De drie verdachten die opgepakt zijn in de zaak rond de dood van Priscilla Sergeant (14) uit Huizingen, hebben bekentenissen afgelegd. Dat meldt het Brusselse parket. Volgens de advocaat van verdachte Johan D.V. valt het niet uit te sluiten dat de dood van Sergaent te wijten is aan een ongeval. "Mijn cliënt heeft geen enkele handeling gesteld die tot de dood van het meisje geleid heeft", zegt meester Warson.

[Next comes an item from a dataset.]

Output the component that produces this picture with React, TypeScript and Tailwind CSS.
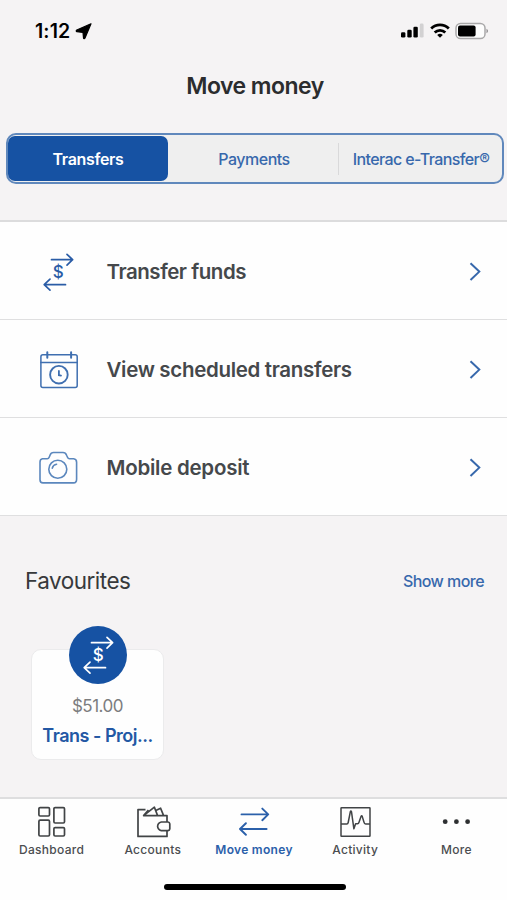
import { useState } from 'react';
import type { ReactNode } from 'react';

const TABS = [
  { label: 'Transfers', className: 'w-[160px] tracking-[-0.35px]' },
  { label: 'Payments', className: 'w-[170px] tracking-[-0.5px] pl-[2px]' },
  { label: 'Interac e-Transfer®', className: 'flex-1 tracking-[-0.6px]' },
];

const StatusIcons = () => (
  <div className="flex items-center">
    <svg width="23" height="16" viewBox="0 0 23 16">
      <rect x="0" y="9.2" width="4.4" height="5.3" rx="1.3" />
      <rect x="6.3" y="6.8" width="4.4" height="7.7" rx="1.3" />
      <rect x="12.4" y="3.8" width="4.4" height="10.7" rx="1.3" />
      <rect x="18.8" y="0.6" width="3.8" height="13.9" rx="1.3" fill="#d2d1d2" />
    </svg>
    <svg width="20" height="16" viewBox="0 0 20 16" className="ml-[6px]" fill="none" stroke="#000" strokeWidth="2.8">
      <path d="M1.2 5.4a12.7 12.7 0 0 1 17.6 0" />
      <path d="M4.7 9.4a7.7 7.7 0 0 1 10.6 0" />
      <path d="M7.2 12a4 4 0 0 1 5.6 0L10 14.8z" fill="#000" stroke="none" />
    </svg>
    <svg width="34" height="18" viewBox="0 0 34 18" className="ml-[5px]">
      <rect x="1" y="1.5" width="29" height="15" rx="4.6" fill="#fdfdfd" stroke="#a9a8a9" strokeWidth="1.5" />
      <rect x="3" y="3.6" width="17.6" height="10.8" rx="2" />
      <path d="M31.5 6.8c2 .8 2 3.6 0 4.4z" fill="#8d8c8d" />
    </svg>
  </div>
);

const TransferIcon = () => (
  <svg width="40" height="40" viewBox="0 0 40 40" fill="none" stroke="currentColor" strokeWidth="1.7" strokeLinecap="round" strokeLinejoin="round">
    <path d="M13.5 7.7H34.5M29 2.3L34.6 7.7L29 13.1" />
    <path d="M27.5 32.7H6.5M12 27.1L6.2 32.7L12 38.1" />
    <text x="20.3" y="26.2" fontSize="17" fontWeight="500" fontFamily="Inter, sans-serif" textAnchor="middle" fill="currentColor" stroke="none">$</text>
  </svg>
);

const CalendarIcon = () => (
  <svg width="40" height="40" viewBox="0 0 40 40" fill="none" stroke="#3f6fb0" strokeWidth="1.5" strokeLinecap="round">
    <rect x="2.9" y="4.7" width="36.3" height="32.8" rx="2" />
    <path d="M2.9 12.4H39.2" />
    <path d="M9.3 2.3V7.7M33.1 2.3V7.7" strokeWidth="2" />
    <circle cx="20.9" cy="24.7" r="8.8" strokeWidth="1.9" />
    <path d="M20.9 21V25.2L23 25.6" strokeWidth="1.8" />
  </svg>
);

const CameraIcon = () => (
  <svg width="40" height="40" viewBox="0 0 40 40" fill="none" stroke="#5b87bd" strokeWidth="1.6" strokeLinejoin="round">
    <path d="M4.5 10.8H9.2Q10.6 10.8 11.2 9.3L12 7.2Q13 4.5 15.5 4.5H25Q27.6 4.5 28.6 7.2L29.5 9.3Q30.1 10.8 31.5 10.8H35.6Q38.6 11.1 38.6 14.3V31.3Q38.6 34.9 35.6 34.9H5Q2 34.9 2 31.8V14Q2 11.1 4.5 10.8Z" />
    <circle cx="19.8" cy="21.2" r="9" />
    <path d="M14.3 20.1Q15 16.7 18.6 16.2" strokeLinecap="round" />
  </svg>
);

const DashboardIcon = () => (
  <svg width="34" height="34" viewBox="0 0 34 34" fill="none" stroke="#414446" strokeWidth="1.7">
    <rect x="3.9" y="1.6" width="10.6" height="8.4" rx="1.2" />
    <rect x="18.9" y="1.6" width="10.6" height="15.4" rx="1.2" />
    <rect x="3.9" y="14.2" width="10.6" height="15.8" rx="1.2" />
    <rect x="18.9" y="21.6" width="10.6" height="8.4" rx="1.2" />
  </svg>
);

const WalletIcon = () => (
  <svg width="36" height="34" viewBox="0 0 36 34" fill="none" stroke="#414446" strokeWidth="1.7" strokeLinejoin="round">
    <path d="M10.5 3.6H3V30.4H32V24.7M32 16V9.6H8.6L19.4 1.2L22.6 9.6M20.8 4.6L25.6 2.2L28.6 9.6M8.6 9.6L13.4 4" />
    <path d="M26.3 16H33Q34.6 16.2 34.8 17.8V22.8Q34.6 24.5 33 24.7H26.3Q22.8 23.8 22.6 20.3Q22.8 16.8 26.3 16Z" />
  </svg>
);

const MoveIcon = () => (
  <svg width="34" height="34" viewBox="0 0 34 34" fill="none" stroke="currentColor" strokeWidth="1.9" strokeLinecap="round" strokeLinejoin="round">
    <path d="M4.5 8.4H31M25.3 2.6L31.2 8.4L25.3 14.2" />
    <path d="M29.6 23H3.2M8.9 17.2L3 23L8.9 28.8" />
  </svg>
);

const ActivityIcon = () => (
  <svg width="34" height="34" viewBox="0 0 34 34" fill="none" stroke="#414446" strokeWidth="1.5" strokeLinejoin="round">
    <rect x="3" y="1.7" width="29" height="28.6" rx="0.5" />
    <path d="M3 18H8.8Q9.9 18 10.2 16.5L12.3 5.8Q12.9 4 13.5 5.8L15.9 22.8L17.6 17.8H19.5Q20.6 17.8 21.1 16L23 10.6Q23.7 9 24.3 10.6L26 16.2Q26.3 18 27.6 18H32" />
  </svg>
);

const MoreIcon = () => (
  <svg width="34" height="34" viewBox="0 0 34 34" fill="#2d2f31">
    <circle cx="6.2" cy="15.7" r="2.4" />
    <circle cx="17.4" cy="15.7" r="2.4" />
    <circle cx="28.6" cy="15.7" r="2.4" />
  </svg>
);

const ROWS: { label: string; icon: ReactNode; className: string }[] = [
  { label: 'Transfer funds', icon: <TransferIcon />, className: 'tracking-[-0.45px]' },
  { label: 'View scheduled transfers', icon: <CalendarIcon />, className: 'tracking-[-0.32px]' },
  { label: 'Mobile deposit', icon: <CameraIcon />, className: 'tracking-[-0.25px]' },
];

const NAV: { label: string; icon: ReactNode }[] = [
  { label: 'Dashboard', icon: <DashboardIcon /> },
  { label: 'Accounts', icon: <WalletIcon /> },
  { label: 'Move money', icon: <MoveIcon /> },
  { label: 'Activity', icon: <ActivityIcon /> },
  { label: 'More', icon: <MoreIcon /> },
];

export default function App() {
  const [tab, setTab] = useState('Transfers');

  return (
    <div className="w-[507px] h-[900px] flex flex-col overflow-hidden bg-[#f5f3f4] font-['Inter',sans-serif] whitespace-nowrap">
      <header className="h-[133px] shrink-0">
        <div className="h-[62px] flex items-center justify-between pl-[35px] pr-[18px]">
          <div className="flex items-center gap-[5px] pt-px">
            <span className="text-[19.5px] font-semibold tracking-[0.1px] text-black">1:12</span>
            <svg width="17" height="17" viewBox="0 0 17 17" stroke="#000" strokeWidth="1.2" strokeLinejoin="round">
              <path d="M16 .8L1.8 7C1 7.4 1.1 8.6 1.9 8.7L8 9.5L8.5 14.9C8.6 15.8 9.6 15.9 10 15.1Z" />
            </svg>
          </div>
          <StatusIcons />
        </div>
        <h1 className="mt-2 text-center text-[23px] leading-8 font-semibold tracking-[-0.55px] text-[#2b2c2e] pl-[3px]">Move money</h1>
      </header>

      <div className="ml-[6px] mr-[3px] h-[51px] shrink-0 flex items-center rounded-[10px] border-2 border-[#6088bc] bg-[#efefef] py-px">
        {TABS.map((t, i) => (
          <button
            key={t.label}
            onClick={() => setTab(t.label)}
            className={`${t.className} ${
              tab === t.label
                ? 'h-full rounded-[7px] bg-[#1652a3] text-white font-semibold'
                : 'h-8 text-[#3768ac] font-medium'
            } ${i === 2 ? 'border-l border-[#d9d9da] pl-px' : ''} text-[16px]`}
          >
            {t.label}
          </button>
        ))}
      </div>

      <div className="mt-[36px] shrink-0 border-t-2 border-[#dcdcdd] bg-[#fefefe]">
        {ROWS.map(row => (
          <button
            key={row.label}
            className="w-full h-[98px] flex items-center border-b border-[#dfdfe0] pt-[3px] pl-[38px] pr-[26px] text-[#2a5ca6]"
          >
            {row.icon}
            <span className={`${row.className} ml-[28.5px] flex-1 text-left text-[20.5px] font-semibold text-[#45484b]`}>{row.label}</span>
            <svg width="12" height="20" viewBox="0 0 12 20" fill="none" stroke="#3768ac" strokeWidth="2">
              <path d="M1.5 1.2L10.3 9.6L1.5 18" />
            </svg>
          </button>
        ))}
      </div>

      <section className="flex-1">
        <div className="mt-[49px] flex items-center justify-between pl-[25px] pr-[23px]">
          <h2 className="text-[22.5px] leading-8 tracking-[-0.5px] text-[#37393b]">Favourites</h2>
          <a className="text-[16px] font-medium tracking-[-0.55px] text-[#3768ac] -mt-px">Show more</a>
        </div>
        <div className="ml-[31px] mt-[29px] w-[133px] flex flex-col items-center">
          <div className="z-10 size-[58px] rounded-full bg-[#1652a3] text-white flex items-center justify-center">
            <TransferIcon />
          </div>
          <div className="-mt-[35px] w-full h-[111px] rounded-[10px] border border-[#ebebec] bg-[#fefefe] pt-[44px] text-center">
            <p className="text-[17px] leading-6 tracking-[-0.5px] text-[#7c7d7e]">$51.00</p>
            <p className="mt-[6px] text-[18px] leading-6 font-semibold tracking-[-0.5px] text-[#2358a4]">Trans - Proj...</p>
          </div>
        </div>
      </section>

      <nav className="h-[103px] shrink-0 border-t-2 border-[#dededf] bg-[#fefefe]">
        <div className="flex pt-[7px] pl-px">
          {NAV.map(item => (
            <button
              key={item.label}
              className={`flex-1 flex flex-col items-center text-[12px] leading-5 tracking-[0.3px] ${
                item.label === 'Move money' ? 'text-[#2b60aa] font-semibold' : 'text-[#4b4d50] font-medium'
              }`}
            >
              {item.icon}
              {item.label}
            </button>
          ))}
        </div>
        <div className="mx-auto mt-[24px] w-[182px] h-[6px] translate-x-px rounded-full bg-black" />
      </nav>
    </div>
  );
}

De 41-jarige Johan D.V., de 16-jarige A. en de 12-jarige J. hebben toegegeven dat ze een rol hebben gespeeld bij de dood van het meisje dat op 20 juli dood werd aangetroffen in een veld in Dworp.
De drie zijn in verdenking gesteld voor doodslag en de 41-jarige D.V. is aangehouden terwijl de twee minderjarigen door de jeugdrechter geplaatst zijn, aldus nog het parket. Over de inhoud van hun verklaringen en de omstandigheden waarin Priscilla Sergeant om het leven is gekomen, kon het parket voorlopig niets meedelen. "Hun verklaringen moeten nog verder onderzocht worden en met elkaar vergeleken worden", zegt parketwoordvoerster Anja Bijnens.
Johan D.V. verschijnt aanstaande dinsdag voor de raadkamer. Die moet zich buigen over zijn verdere aanhouding maar D.V.'s advocaat, meester Gert Warson, heeft al aangekondigd dat hij een kort uitstel zal vragen. Volgens Warson valt het nog steeds niet uit te sluiten dat de dood van Sergeant te wijten is aan een ongeval en zijn cliënt heeft ook "geen enkele handeling gesteld die tot de dood van het meisje geleid heeft."
"Mijn cliënt is sinds 2001 pijnpatiënt en neemt zware pijnstillers", zegt meester Warson. "Dat maakt hem ongeschikt om toezicht te houden op minderjarigen en de jongeren uit de buurt maken daar misbruik van. Dat is ook die donderdagavond gebeurd. Mijn cliënt is gaan slapen terwijl de drie jongeren -Priscilla en die twee jongens- op de sofa zaten. 's Ochtends hebben de jongens hem wakker gemaakt om te zeggen dat er iets met Priscilla was gebeurd. Het meisje bleek dood."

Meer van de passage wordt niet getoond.